Troisièmement, l’équilibre de l’Unédic – nous en avons parlé – est un véritable sujet : une partie de sa dette est liée aux travailleurs frontaliers. L’article 3 bis, qui vise à ratifier l’ordonnance du 22 décembre 2022 relative à l’apprentissage transfrontalier, creusera nécessairement, même si c’est de peu, cette dette. En tout état de cause, l’audition menée dans le cadre de la commission des affaires sociales ne nous a pas apporté d’informations pour disposer d’une appréciation financière. Nous attendons donc un certain nombre d’éclaircissements en la matière.

Il restera donc important, madame le ministre, d’éclairer le Parlement sur ces points. Nous serons ainsi véritablement satisfaits tout comme, dès lors que cette loi sera votée, nous serons tous fiers de soutenir l’apprentissage en France et hors de nos frontières, auquel nous croyons. Je remercie enfin notre rapporteur pour son travail. (Applaudissements sur les travées du groupe Les Républicains. – Mmes Élisabeth Doineau et Véronique Guillotin applaudissent également.)

M. le président. La parole est à M. Pierre Médevielle, pour le groupe Les Indépendants - République et Territoires. (Applaudissements sur les travées du groupe INDEP.)

M. Pierre Médevielle. Monsieur le président, madame la ministre, mes chers collègues, les expériences sont ce qui nous forge. À tout âge, peut-être encore davantage lorsque l’on est jeune, la découverte, l’inconnu et l’apprentissage au sens large façonnent notre esprit. Les expériences à l’étranger en sont le meilleur exemple. Nous connaissons tous un jeune qu’une mobilité Erasmus a changé et a contribué à faire grandir.

Ce programme est un succès. Il a permis aux 10 millions d’Européens qui en ont bénéficié depuis sa création de développer leurs compétences linguistiques, de découvrir une autre culture, de gagner en autonomie et d’apprendre d’autres savoir-faire professionnels. Tout cela favorise évidemment l’emploi des jeunes.

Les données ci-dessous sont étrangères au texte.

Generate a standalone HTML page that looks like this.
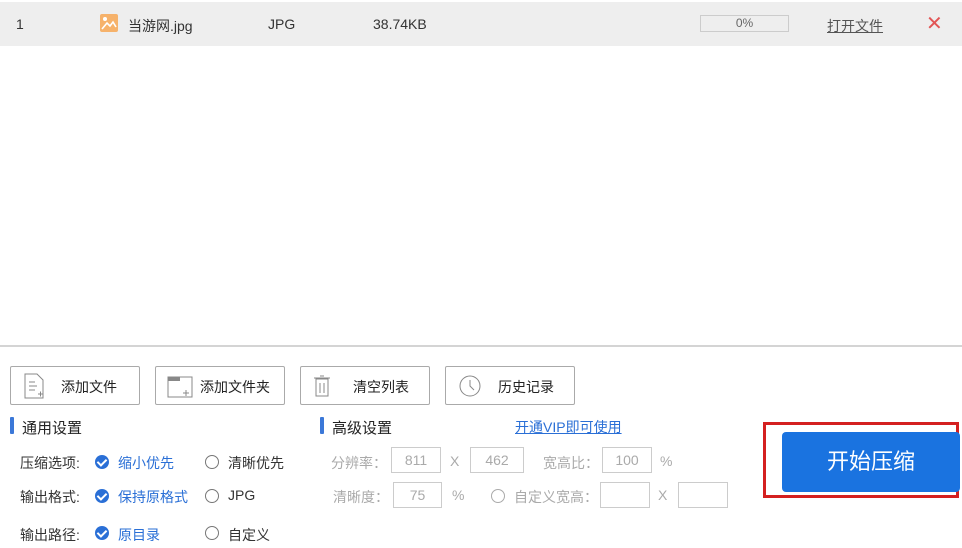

La réforme de l’apprentissage, issue de la loi du 5 septembre 2018 pour la liberté de choisir son avenir professionnel, a été une première pierre en faveur de la mobilité internationale des alternants. Or les freins demeurent encore trop nombreux, si bien que seuls 2 % des apprentis auraient effectué une mobilité en 2019, contre plus de 17 % des étudiants de l’enseignement supérieur.

Pourtant, l’apprentissage a connu une évolution formidable durant le dernier quinquennat : le nombre de contrats est passé de 320 000 en 2018 à plus de 800 000 en 2022. Cette dynamique a largement contribué à la diminution du taux de chômage.

En effet, l’apprentissage est un atout fabuleux qui permet de concilier la découverte du monde professionnel avec la poursuite des enseignements. Terminer ses études en ayant déjà acquis une véritable expérience professionnelle est une force qui facilite indiscutablement l’insertion sur le marché du travail.

Il nous faut évidemment continuer à soutenir ce dispositif. Le soutien à l’apprentissage passe notamment par le développement de la mobilité, qui contribue à renforcer l’attractivité des formations. Dès lors, par cette proposition de loi, nous prenons acte d’un certain nombre de freins.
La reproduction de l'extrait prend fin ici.